Note: I am not sure what effect this validation actually had on the training and this needs to be further looked into

Data Augmentation

• Image Flipping: Original images that were found in folders have been flipped and their steering_angle has been negated
• Brightness: New images consisting of decreased brightness from the set of Original + Flipped images are added
• Left / Right: Left and right images are added to the set by using a constant factor of 0.2

To make sure car would be able to recover from the extreme right or left of the road, I recorded some sessions with such kind of driving. Few examples include:

Flipped Image Sample

Changed Brightness Sample

Data for track 2

Although I collected a few runs from track 2 but did not use them for the project since I've seen people being able to use only track 1 data to train and succcessfuly being able to run on track 2 as well.

However my model does not run correctly on track 2 at all.

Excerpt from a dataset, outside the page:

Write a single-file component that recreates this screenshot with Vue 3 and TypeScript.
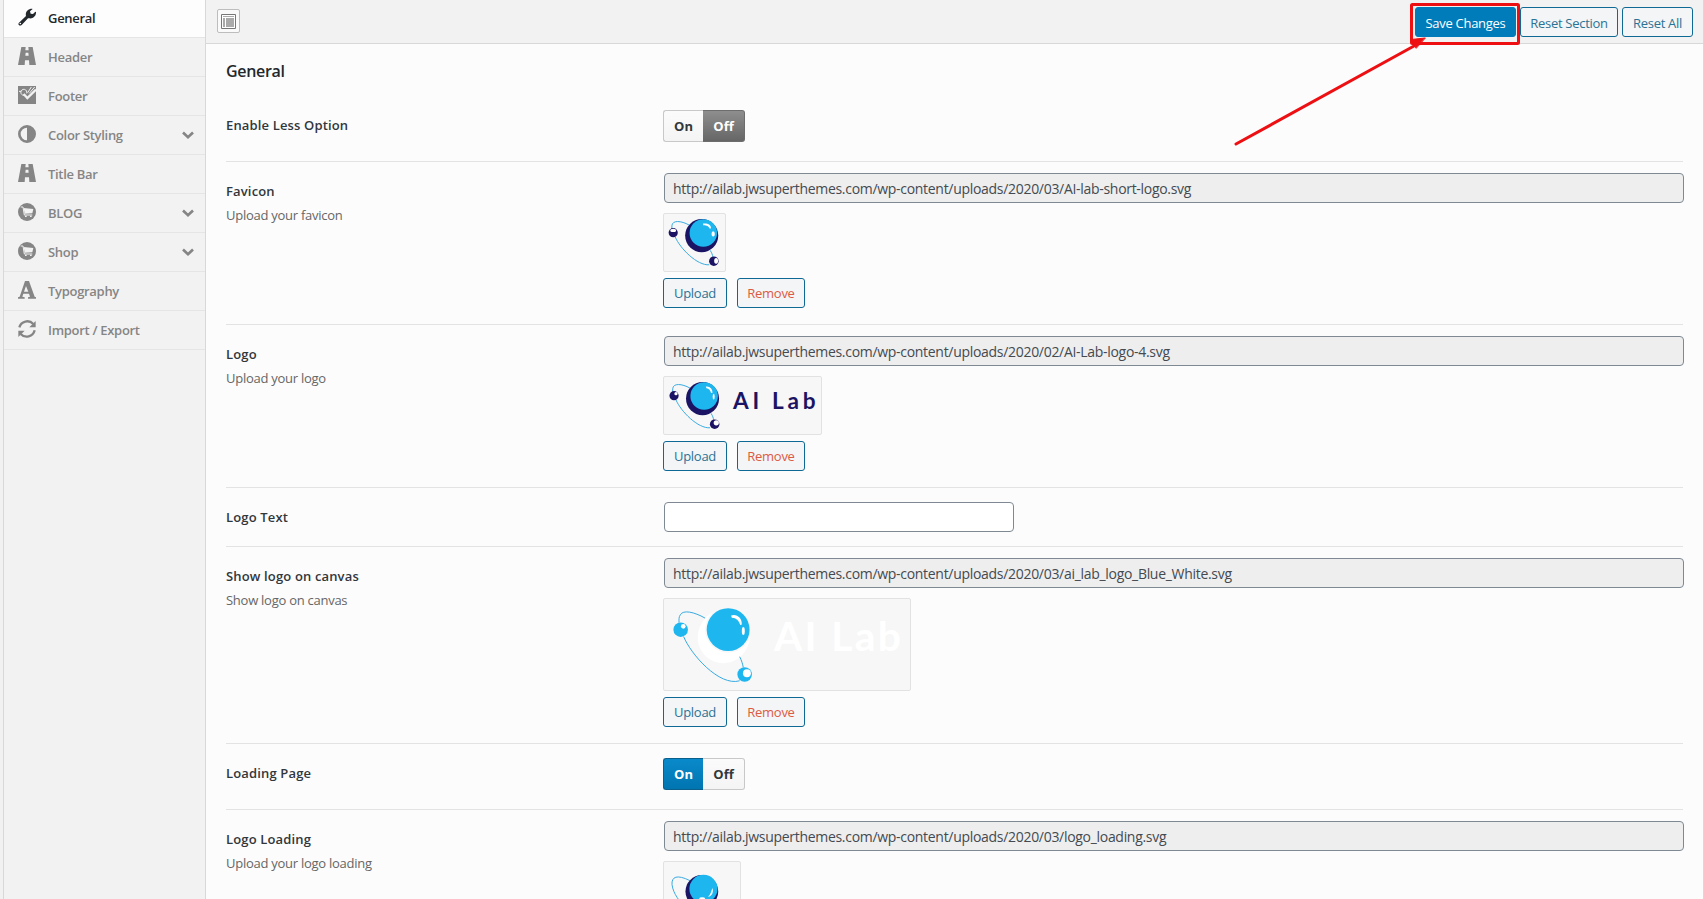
<script setup lang="ts">
interface MenuItem {
  icon: string
  label: string
  sub?: boolean
}

interface Field {
  title: string
  desc?: string
  kind: 'switch' | 'media' | 'text'
  on?: boolean
  url?: string
  art?: 'favicon' | 'logo' | 'canvas' | 'loading'
  size: string
}

const menu: MenuItem[] = [
  { icon: 'wrench', label: 'General' },
  { icon: 'road', label: 'Header' },
  { icon: 'check', label: 'Footer' },
  { icon: 'adjust', label: 'Color Styling', sub: true },
  { icon: 'road', label: 'Title Bar' },
  { icon: 'cart', label: 'BLOG', sub: true },
  { icon: 'cart', label: 'Shop', sub: true },
  { icon: 'font', label: 'Typography' },
  { icon: 'refresh', label: 'Import / Export' },
]

const uploads = 'http://ailab.jwsuperthemes.com/wp-content/uploads/'

const fields: Field[] = [
  { title: 'Enable Less Option', kind: 'switch', on: false, size: 'first' },
  { title: 'Favicon', desc: 'Upload your favicon', kind: 'media', url: uploads + '2020/03/AI-lab-short-logo.svg', art: 'favicon', size: 'tall' },
  { title: 'Logo', desc: 'Upload your logo', kind: 'media', url: uploads + '2020/02/AI-Lab-logo-4.svg', art: 'logo', size: 'tall' },
  { title: 'Logo Text', kind: 'text', size: 'short' },
  { title: 'Show logo on canvas', desc: 'Show logo on canvas', kind: 'media', url: uploads + '2020/03/ai_lab_logo_Blue_White.svg', art: 'canvas', size: 'taller' },
  { title: 'Loading Page', kind: 'switch', on: true, size: 'medium' },
  { title: 'Logo Loading', desc: 'Upload your logo loading', kind: 'media', url: uploads + '2020/03/logo_loading.svg', art: 'loading', size: 'last' },
]
</script>

<template>
  <div class="panel">
    <aside class="sidebar">
      <ul class="menu">
        <li v-for="(item, i) in menu" :key="item.label" class="menu-item" :class="{ active: i === 0 }">
          <svg class="menu-icon" viewBox="0 0 54 54">
            <path v-if="item.icon === 'wrench'" fill-rule="evenodd" d="M3 44 L24 24 C21 13 29 2 42 2 L44 3 L36 10 L38 17 L45 18 L52 11 L54 12 C55 24 45 33 34 31 L30 31 L11 51 C4 56 -2 49 3 44 Z M7 44 A2.5 2.5 0 1 0 7 49 A2.5 2.5 0 1 0 7 44 Z" />
            <path v-else-if="item.icon === 'road'" d="M10 0 H23 L22 10 H32 L31 0 H44 L54 54 H34 L33 40 H21 L20 54 H0 Z M23 17 L22 26 H32 L31 17 Z" />
            <g v-else-if="item.icon === 'check'">
              <path d="M0 0 H54 V54 H0 Z" />
              <path class="cut" d="M26 22 A9 9 0 1 0 18 28 M3 16 H9 M40 3 L29 20" />
              <path class="cut thick" d="M17 24 L28 36 L54 11" />
              <path class="cut" d="M34 22 L50 3" />
            </g>
            <path v-else-if="item.icon === 'adjust'" fill-rule="evenodd" d="M27 0 A27 27 0 1 0 27 54 A27 27 0 1 0 27 0 Z M27 8 V46 A19 19 0 0 1 27 8 Z" />
            <g v-else-if="item.icon === 'cart'">
              <circle cx="27" cy="27" r="27" />
              <path class="cut" d="M8 12 H15 L19 36 H43" />
              <path class="hole" d="M17 15 L46 18 L43 31 L20 32 Z M21 38 h5 v4 h-5 Z M36 38 h5 v4 h-5 Z" />
            </g>
            <path v-else-if="item.icon === 'font'" fill-rule="evenodd" d="M21 0 H33 L50 47 L54 49 V53 H30 V49 L36 47 L33 38 H16 L13 47 L20 49 V53 H0 V49 L5 47 Z M24 15 L18 32 H31 Z" />
            <g v-else>
              <path class="arc" d="M4 22 C9 3 33 -2 46 12 M50 31 C45 51 21 56 8 42" />
              <path d="M53 3 V22 H34 Z M1 51 V32 H20 Z" />
            </g>
          </svg>
          <span class="menu-label">{{ item.label }}</span>
          <svg v-if="item.sub" class="chevron" viewBox="0 0 12 9"><path d="M1 1.5 L6 6.3 L11 1.5" /></svg>
        </li>
      </ul>
    </aside>

    <main class="main">
      <header class="toolbar">
        <span class="expand">
          <svg viewBox="0 0 15 15">
            <path class="frame" d="M.5 .5 H14.5 V14.5 H.5 Z" />
            <path class="block" d="M2 2 H13 V3 H2 Z M2 4 H4 V13 H2 Z M5 4 H13 V13 H5 Z" />
          </svg>
        </span>
        <div class="actions">
          <button class="btn primary">Save Changes</button>
          <button class="btn">Reset Section</button>
          <button class="btn reset-all">Reset All</button>
        </div>
      </header>

      <section class="content">
        <h2 class="heading">General</h2>
        <div v-for="f in fields" :key="f.title" class="field" :class="f.size">
          <div class="info">
            <div class="title">{{ f.title }}</div>
            <div v-if="f.desc" class="desc">{{ f.desc }}</div>
          </div>
          <div class="control">
            <div v-if="f.kind === 'switch'" class="switch">
              <span class="opt left" :class="{ blue: f.on }">On</span>
              <span class="opt right" :class="{ grey: !f.on }">Off</span>
            </div>
            <div v-else-if="f.kind === 'text'" class="input empty"></div>
            <template v-else>
              <div class="input readonly">{{ f.url }}</div>
              <div class="shot" :class="f.art">
                <svg v-if="f.art === 'canvas'" viewBox="3 0 741 276">
                  <circle cx="184" cy="110" r="78" fill="#fff" />
                  <circle cx="195" cy="93" r="70" fill="#f7f7f7" />
                  <path class="moon" d="M118 70 A78 78 0 1 0 258 125 A70 70 0 0 1 127 75 Z" />
                  <circle cx="195" cy="93" r="65" fill="#1eb6ef" />
                  <path class="orbit" d="M125 58 C92 39 58 32 50 48 C45 55 46 62 46 72 M60 114 C82 168 168 266 230 248 M230 175 C236 187 239 197 241 208" />
                  <circle cx="51" cy="93" r="22" fill="#1eb6ef" /><circle cx="59" cy="83" r="7" fill="#fff" />
                  <circle cx="245" cy="229" r="22" fill="#1eb6ef" /><circle cx="252" cy="225" r="12" fill="#fff" />
                  <path d="M204 50 C220 43 239 58 236 78 L232 79 C227 65 220 58 206 57 Z" fill="#fff" />
                  <ellipse cx="241" cy="97" rx="4.5" ry="12" fill="#fff" />
                  <text x="334" y="157" class="word" fill="#fff" font-size="124" textLength="385">AI Lab</text>
                </svg>
                <svg v-else :viewBox="f.art === 'logo' ? '3 0 474 174' : f.art === 'favicon' ? '3 0 186 174' : '3 0 231 174'">
                  <g v-if="f.art === 'loading'">
                    <path class="orbit" d="M82 57 C42 37 25 45 27 69 C31 98 49 119 76 150" />
                    <circle cx="118" cy="90" r="50" fill="#1b1464" />
                    <circle cx="123" cy="82" r="43" fill="#1eb6ef" />
                    <path d="M150 79 C155 91 149 104 137 106 C145 98 146 91 150 79 Z" fill="#fff" />
                    <ellipse cx="119" cy="112" rx="9" ry="4.5" fill="#fff" />
                  </g>
                  <g v-else>
                    <path class="orbit" d="M80 34 C55 20 28 18 27 36 V45 M37 70 C52 105 104 158 141 155 M144 111 C149 119 151 125 152 131" />
                    <circle cx="118" cy="66" r="50.5" fill="#1b1464" />
                    <circle cx="123" cy="58" r="42" fill="#1eb6ef" />
                    <path v-if="f.art === 'favicon'" d="M122 29 C136 27 148 33 146 44 H142 C139 36 134 35 123 34 Z" fill="#fff" />
                    <path v-else d="M128 29 C140 27 150 37 148 49 H144 C142 41 138 35 130 34 Z" fill="#fff" />
                    <ellipse v-if="f.art === 'favicon'" cx="153" cy="61" rx="5" ry="8" fill="#fff" />
                    <ellipse v-else cx="152" cy="60" rx="3" ry="9" fill="#fff" />
                    <circle cx="31" cy="57" r="14" fill="#1b1464" />
                    <ellipse v-if="f.art === 'favicon'" cx="31" cy="50" rx="9" ry="5" fill="#fff" />
                    <circle v-else cx="37" cy="51" r="5" fill="#fff" />
                    <circle cx="155" cy="144" r="14.5" fill="#1b1464" />
                    <ellipse v-if="f.art === 'favicon'" cx="162" cy="143" rx="6" ry="9" fill="#fff" />
                    <circle v-else cx="160" cy="140" r="8" fill="#fff" />
                  </g>
                  <text v-if="f.art === 'logo'" x="211" y="97" class="word" fill="#1b1464" font-size="69" textLength="252">AI Lab</text>
                </svg>
              </div>
              <div v-if="f.art !== 'loading'" class="pair">
                <button class="btn upload">Upload</button>
                <button class="btn remove">Remove</button>
              </div>
            </template>
          </div>
        </div>
      </section>

      <svg class="marker" viewBox="0 0 300 160">
        <rect x="181.5" y="4.5" width="107" height="39" rx="1" />
        <path d="M6 144 L184 46" />
        <path class="head" d="M195 38 L181 39.5 L186 48 Z" />
      </svg>
    </main>
  </div>
</template>

<style>
html,
body {
  margin: 0;
  overflow: hidden;
  background: #f1f1f1;
}
</style>

<style scoped>
.panel,
.panel * {
  box-sizing: border-box;
}
.panel {
  display: flex;
  height: 899px;
  padding-left: 3px;
  overflow: hidden;
  background: #f1f1f1;
  font-family: "Open Sans", "Noto Sans", sans-serif;
  font-size: 13px;
}
.sidebar {
  flex: none;
  width: 203px;
  border: solid #d8d8d8;
  border-width: 0 1px;
  background: #f2f2f2;
}
.menu {
  margin: 0;
  padding: 0;
  list-style: none;
}
.menu-item {
  display: flex;
  align-items: center;
  height: 39px;
  padding: 0 11px 0 14px;
  border-bottom: 1px solid #e5e5e5;
  color: #858585;
  fill: #858585;
}
.menu-item.active {
  height: 38px;
  padding-bottom: 2px;
  background: #fdfdfd;
  color: #23282d;
  fill: #23282d;
}
.menu-item.active .menu-icon {
  margin-top: -2px;
}
.menu-icon {
  width: 18px;
  height: 18px;
  margin: -3px 12px 0 0;
}
.menu-label {
  flex: 1;
  font-weight: 600;
  letter-spacing: -0.3px;
  line-height: 18px;
}
.cut {
  fill: none;
  stroke: #f2f2f2;
  stroke-width: 3;
}
.cut.thick {
  stroke-width: 7;
}
.hole {
  fill: #f2f2f2;
}
.arc {
  fill: none;
  stroke: #858585;
  stroke-width: 7;
}
.chevron {
  width: 12px;
  height: 9px;
  margin-top: 0;
  fill: none;
  stroke: #858585;
  stroke-width: 2.6;
}
.main {
  position: relative;
  flex: 1;
  border-right: 1px solid #d8d8d8;
  background: #fcfcfc;
}
.toolbar {
  display: flex;
  justify-content: space-between;
  height: 44px;
  padding: 7px 10px 0 11px;
  border-bottom: 1px solid #d8d8d8;
  background: #f2f2f2;
}
.expand {
  display: flex;
  align-items: center;
  justify-content: center;
  width: 23px;
  height: 24px;
  margin-top: 2px;
  border: 1px solid #bdbdbd;
  border-radius: 2px;
  background: #fafafa;
}
.expand svg {
  width: 15px;
  height: 15px;
}
.frame {
  fill: #fff;
  stroke: #777;
}
.block {
  fill: #aaa;
}
.actions {
  display: flex;
}
.btn {
  height: 30px;
  padding: 0;
  border: 1px solid #0e6a94;
  border-radius: 3px;
  background: #f3f5f6;
  color: #2b7295;
  font: 400 13px "Open Sans", "Noto Sans", sans-serif;
  letter-spacing: -0.28px;
  width: 98px;
}
.actions .btn {
  padding-top: 2px;
}
.btn.primary {
  width: 101px;
  margin-right: 4px;
  border-color: #007cba;
  background: #007cba;
  color: #fff;
}
.btn.reset-all {
  width: 71px;
  margin-left: 4px;
}
.content {
  padding: 0 20px 0 20px;
}
.heading {
  height: 53px;
  margin: 0;
  padding-top: 15px;
  color: #23282d;
  font-size: 16px;
  font-weight: 600;
  letter-spacing: -0.3px;
  line-height: 24px;
}
.field {
  display: flex;
  border-bottom: 1px solid #e3e3e3;
}
.info {
  flex: none;
  width: 437px;
  padding-top: 19px;
}
.title {
  color: #32373c;
  font-weight: 600;
  letter-spacing: 0.15px;
  line-height: 20px;
}
.desc {
  margin-top: 4px;
  color: #666;
  letter-spacing: -0.26px;
  line-height: 20px;
}
.control {
  flex: 1;
  padding-top: 11px;
}
.first {
  height: 65px;
}
.first .info {
  padding-top: 18px;
}
.first .control {
  padding-top: 13px;
}
.tall {
  height: 163px;
}
.short {
  height: 59px;
}
.short .control,
.medium .control {
  padding-top: 14px;
}
.taller {
  height: 197px;
}
.medium {
  height: 66px;
}
.last {
  height: 200px;
}
.switch {
  display: flex;
  width: 82px;
  height: 32px;
}
.opt {
  width: 42px;
  border: 1px solid #c8c8c8;
  background: linear-gradient(#fbfbfb, #f4f4f4);
  color: #32373c;
  font-size: 13px;
  font-weight: 700;
  line-height: 31px;
  text-align: center;
}
.opt.left {
  width: 40px;
  border-right: 0;
  border-radius: 3px 0 0 3px;
}
.opt.right {
  border-left: 0;
  border-radius: 0 3px 3px 0;
}
.opt.blue {
  border-color: #0a5f8c;
  background: linear-gradient(#0a8acb, #0075b0);
  color: #fff;
}
.opt.grey {
  border-color: #6d6d6d;
  background: linear-gradient(#8e8e8e, #666);
  color: #fff;
}
.input {
  height: 30px;
  margin-left: 1px;
  margin-right: -1px;
  padding: 0 8px;
  border: 1px solid #7e8993;
  border-radius: 4px;
  background: #eee;
  color: #444a50;
  font-size: 14px;
  letter-spacing: -0.3px;
  line-height: 29px;
}
.input.empty {
  width: 350px;
  background: #fff;
}
.shot {
  width: 63px;
  height: 59px;
  margin-top: 10px;
  overflow: hidden;
  border: 1px solid #e2e2e2;
  border-radius: 2px;
  background: #f7f7f7;
}
.shot.logo {
  width: 159px;
}
.shot.loading {
  width: 78px;
}
.shot.canvas {
  width: 248px;
  height: 93px;
}
.shot svg {
  display: block;
  width: 100%;
  height: 100%;
}
.moon {
  fill: #fff;
}
.orbit {
  fill: none;
  stroke: #35a9df;
  stroke-width: 3;
}
.word {
  font-family: Lato, "Open Sans", sans-serif;
  font-weight: 700;
}
.pair {
  display: flex;
  gap: 10px;
  margin-top: 6px;
}
.btn.upload {
  width: 64px;
}
.btn.remove {
  width: 68px;
  color: #dd5a43;
}
.marker {
  position: absolute;
  top: 0;
  left: 1024px;
  width: 300px;
  height: 160px;
  fill: none;
  stroke: #ee0f12;
  stroke-width: 3;
  stroke-linecap: round;
}
.marker .head {
  fill: #ee0f12;
  stroke-width: 1;
}
</style>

I would need to look into the feature extraction from conv1 to figure out why it works so bad

Keras Model Checkpoint

I used ModelCheckpoint to automatically save the best score acheived on the validation set.

    mc = ModelCheckpoint(filepath=FLAGS.savefile, verbose=1, save_best_only=True)

Shortcomings

• While driving autonomously there are points when the car oscillates left and right. That particular scene needs to be debugged and figured out why it does that
• Model does not work beyond 20 mph
• Model does not work at all on track 2
• Training data is not uniformly distributed. From the histogram it is evident that there are a lot more straight (0 steering angle) samples than left and right ones.